Government action on climate change - what climate change
would that be, and why should we worry? - is backtracking to
the point where carbon polluters are unlikely to be called to
account in the near future.
New Zealand, on climate change and other environmental
issues, was once a mover and shaker among the so-called
developed nations. At this month's Qatar talks, we sat on our
hands.
At home, the latest round of radical restructuring going on
at the Department of Conservation is creating massive
uncertainty. It looks like Doc's world-leading expertise in
nature conservation will be required to pay its own way
through private-sector sponsorship, or pack up.
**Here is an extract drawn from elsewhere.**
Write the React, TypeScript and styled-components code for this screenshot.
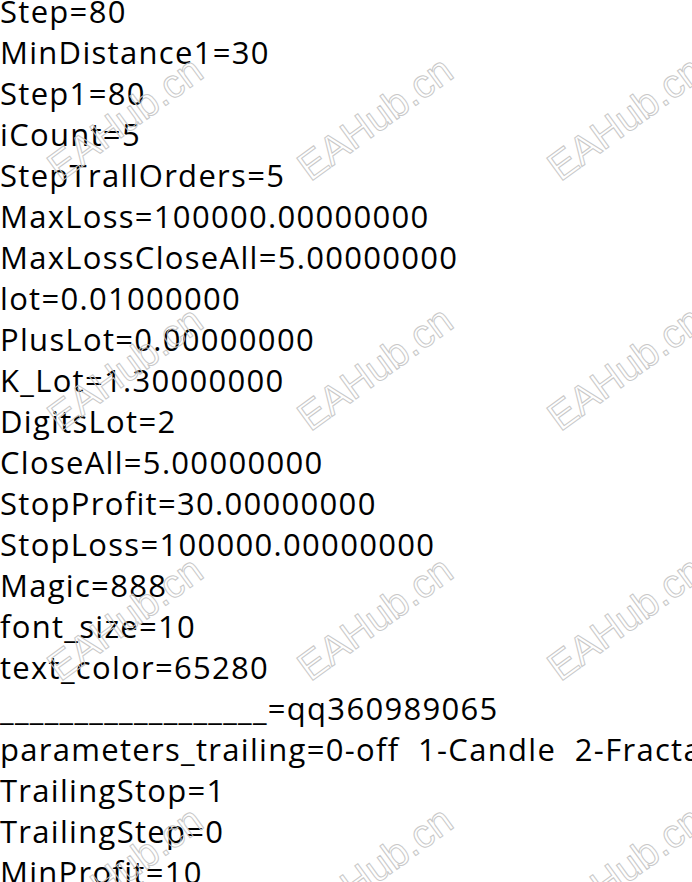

Among the OECD block of nations, New Zealand is an oceanic
standout. Sea dominates. We should be a world leader in
marine science, reliably assessing and protecting fish
stocks, looking for ways to combat acidification, bending
over backwards to protect seabirds and marine mammals from
fishing effects, and working out what to do with the several
thousand New Zealand nationals who live on South Pacific
atolls (Tokelau and the Cook Islands) threatened by sea-level
rise. It's coming.
Instead, we dish out permits to overseas companies to look
for deep-sea oil in our waters. Instead, we permit trawlers
with nets up to 160m long to fish the squid stocks in the
feeding grounds of the ''nationally critical'' New Zealand
sea lion; a fishing regime based on a discredited if not
shoddy scientific model. Then there is the Ross Sea affair.
It's the Antarctic, why should we care?
At a recent conference of the international agency overseeing
fisheries sustainability below latitude 60deg south, there
was a whiff of progress towards protecting the world's
least-polluted, least-fished large stretch of ocean, 2000km
directly south of New Zealand. But New Zealand, at one time a
champion of nurturing the high seas (saving whales, opposing
drift nets and so on), was in two minds, prevaricating over
whether to collaborate with the United States on a joint
proposal to protect the Ross Sea.
A prized fishery was at stake: Antarctic cod (toothfish).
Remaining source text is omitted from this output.